# Aldi has silicone molds again



## soap_rat (Oct 23, 2013)

They are $2.99 each and very shiny on the inside!  

Loaf pans are 5x9," square is 9x9" and they also have cupcake and round pans.

Probably the loafs would need to be surrounded by something to keep them from bowing, I did that with other loaf pans.


----------



## kazmi (Oct 23, 2013)

Aldi?


----------



## soap_rat (Oct 23, 2013)

Kazmi, Aldi is a discount food store with shops throughout the US, but likely only in urban areas.  They sell mostly their own store brands and just the basics, and are far cheaper than elsewhere.  I go there mostly for salt (.39 for a container of 26 ounces) and their real-butter shortbread schoolboy cookies.


----------



## panzerakc (Oct 23, 2013)

kazmi said:


> Aldi?



If I found the right one, they are a grocery store chain based in Germany.

Anita


----------



## detroitgirl77 (Oct 23, 2013)

I got a bunch earlier this year on clearance for $1 each at Aldi. May have to buy some at full price though if I need more

Sent from my Samsung Galaxy S3 using Soap Making


----------



## Spicey477 (Oct 24, 2013)

Wow great to know, I was scouring dollar stores this weekend to no avail, I had forgotten about Aldi! Yes, Anita, it is the same Aldi. I love grocery stores/shopping, so thst store is fascinating to me (have to pay .25 to use a cart).

Sent from my SAMSUNG-SGH-I337 using Soap Making mobile app


----------



## jcatblum (Oct 24, 2013)

I looked at the sales ad online & saw to go with the molds they also have glass 2 quart Anchor measuring cups (with lid) for $7 this wk. You can never have enough measuring cups or glass bowls.


----------



## detroitgirl77 (Oct 24, 2013)

jcatblum said:


> I looked at the sales ad online & saw to go with the molds they also have glass 2 quart Anchor measuring cups (with lid) for $7 this wk. You can never have enough measuring cups or glass bowls.



Thanks letting us know about the measuring cup. I definitely need to get a glass measuring cup and that's a great price for the size. 

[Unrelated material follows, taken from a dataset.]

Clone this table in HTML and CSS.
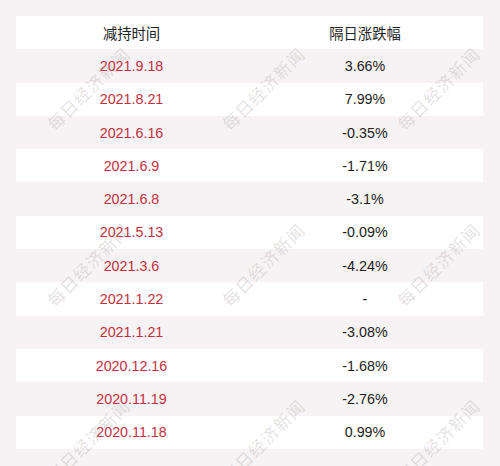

Sent from my Samsung Galaxy S3 using Soap Making


----------



## MOGal70 (Oct 24, 2013)

Thank you for the "heads up"! I love those loaf pans!!!!


----------



## kazmi (Oct 24, 2013)

I'll have to see if I can find one in my area.  Are their molds flat and with square corners?


----------



## soap_rat (Oct 25, 2013)

Kazmi, the 9x9 is definitely square-sided, and I'm 99% sure the loafs are too.  I would have bought a loaf or two but they're a little narrower than my others.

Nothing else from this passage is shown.